Vala comum com possíveis restos mortais de indígenas no período da ditadura militar é descoberta em MT

g1 MT - https://g1.globo.com/mt/mato-grosso/noticia/2023/08/11/ - 11/08/2023
Vala comum com possíveis restos mortais de indígenas no período da ditadura militar é descoberta em MT
A vala foi escavada para enterrar as dezenas de indígenas que morriam por causa de sarampo, segundo o resultado preliminar de uma pesquisa feita por um grupo de pesquisadores de instituições nacionais e internacionais.

Por Rogério Júnior, g1 MT
11/08/2023 16h27 Atualizado há 2 dias

Uma vala comum foi descoberta na Terra Indígena São Marcos, em Barra do Garças, a 516 km de Cuiabá, por antropólogos, arqueólogos, historiadores e linguistas. O resultado preliminar indica a possível presença de restos mortais dos Xavantes, que teriam morrido por causa da epidemia de sarampo na época da ditadura militar, entre 1964 e 1985.
Em entrevista ao g1, o professor de antropologia da Universidade Federal de Mato Grosso (UFMT), Paulo Delgado, contou que os dados coletados em campo estão em análise e poderão corroborar uma reivindição de reparação aos Xavantes.
"Os relatos dos anciões mostram que, inicialmente, começava a morrer algumas pessoas que foram enterradas de forma individual e conforme os rituais. Depois, como morriam mais de 10 pessoas por dia, eles eram carregados em carrocerias puxadas por um trator para serem colocadas na vala comum", afirmou.
A pesquisa teve início em 2019, antes da pandemia de Covid-19, e envolveu pesquisadores da Universidade Federal de São Paulo (Unifesp), da Polish Academy of Science, na Polônia, e da Universidade de Winnipeg, no Canadá e UFMT.
A Terra Indígena São Marcos reúne 2.848 pessoas em uma área de aproximadamente 188 mil hectares, segundo dados do Instituto Socioambiental.

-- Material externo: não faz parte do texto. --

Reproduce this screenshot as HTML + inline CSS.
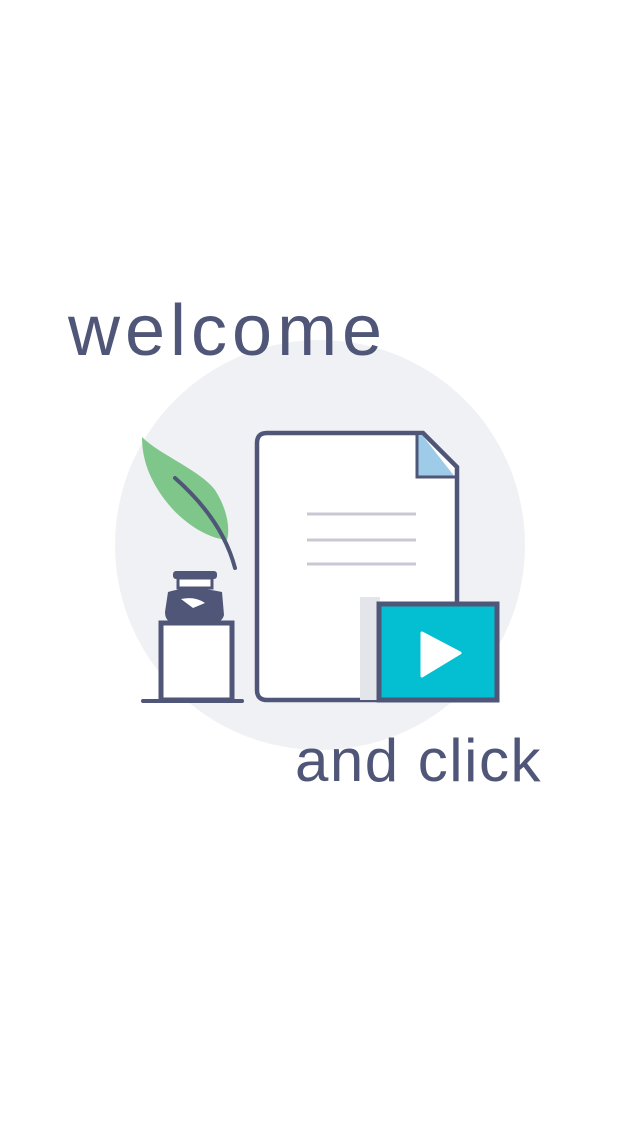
<!DOCTYPE html>
<html><head><style>
body{margin:0;width:640px;height:1136px;background:#fff;overflow:hidden;position:relative;font-family:"Liberation Sans",sans-serif}
.t{position:absolute;color:#4f5677;line-height:1;white-space:nowrap}
</style></head><body>
<svg width="640" height="1136" style="position:absolute;left:0;top:0">
<circle cx="320" cy="545" r="205" fill="#f0f1f5"/>
<path d="M142,437 C160,455 200,470 215,490 C228,510 230,530 227,540 C205,538 180,520 165,500 C150,480 142,460 142,437Z" fill="#7fc68a"/>
<path d="M175,478 C200,500 225,530 235,568" stroke="#4f5677" stroke-width="4" fill="none" stroke-linecap="round"/>
<rect x="161" y="623" width="71" height="77" fill="#fff" stroke="#4f5677" stroke-width="5"/>
<line x1="143" y1="701" x2="242" y2="701" stroke="#4f5677" stroke-width="4" stroke-linecap="round"/>
<rect x="173" y="571" width="44" height="8" rx="3" fill="#4f5677"/>
<rect x="178" y="578" width="34" height="10" fill="#fff" stroke="#4f5677" stroke-width="3"/>
<path d="M168,592 Q190,585 222,592 L224,615 Q222,623 212,623 L176,623 Q165,623 165,612Z" fill="#4f5677"/>
<path d="M181,599 Q195,596 205,603 L193,608Z" fill="#fff"/>
<path d="M267,433 L423,433 L457,467 L457,690 Q457,700 447,700 L267,700 Q257,700 257,690 L257,443 Q257,433 267,433Z" fill="#fff" stroke="#4f5677" stroke-width="4.5"/>
<path d="M417,435 L417,477 L455,477 L422,435Z" fill="#9ecbe8"/>
<path d="M417,435 L417,477 L455,477" fill="none" stroke="#4f5677" stroke-width="3"/>
<g stroke="#c8c8d4" stroke-width="3"><line x1="307" y1="514" x2="416" y2="514"/><line x1="307" y1="540" x2="416" y2="540"/><line x1="307" y1="564" x2="416" y2="564"/></g>
<rect x="360" y="597" width="20" height="103" fill="#e4e5ea"/>
<rect x="379" y="604" width="118" height="96" fill="#04bfd1" stroke="#4f5677" stroke-width="5"/>
<path d="M422,633 L460,653 L422,676Z" fill="#fff" stroke="#fff" stroke-width="3" stroke-linejoin="round"/>
</svg>
<div class="t" style="left:68px;top:295px;font-size:72px;letter-spacing:5px">welcome</div>
<div class="t" style="left:295px;top:731px;font-size:60px;letter-spacing:1.5px">and click</div>
</body></html>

Delgado contou que, a princípio, o grupo de pesquisadores recebeu uma série de relatos sobre a epidemia de sarampo ter dizimado os Xavantes em Mato Grosso e apontou uma relação com a ditadura militar.
"Sabemos que a ditadura vitimou dezenas de políticos, jornalistas e há uma grande quantidade de pessoas desaparecidas, e com os povos indígenas não foi diferente. Morreram mais indígenas do que não-indígenas", disse.
No primeiro momento da pesquisa, o grupo foi até o território indígena para verificar os relatos dos anciões, que presenciaram a escavação das valas e toda a tragédia da epidemia.

Na segunda fase, o estudo localizou a vala na Terra Indígena São Marcos através de um georadar, onde se iniciaram as coletas das amostras que agora são analisadas.
"A mortandade de Xavantes e outras etnias é decorrida do período da ditadura, onde o governo federal incentivou grandes empreendimentos que impactaram dezenas de povos indígenas. Os Xavantes são os mais graves, porque eles foram expropriados do território para implantação de uma grande agropecuária e esse empreendimento fez com que eles fossem deportados de seu território tradicional e foram viver junto com os de São Marcos", contou.
Segundo Delgado, a mudança de vida gerada em torno dos Xavantes com outros povos impactou na organização social e na própria convivência, afinal eles eram hostis entre si antes do contato com não-indígenas.
"Por meio desse estudo, os Xavantes podem reivindicar uma reparação por conta dessa violência histórica que eles foram acometidos", disse.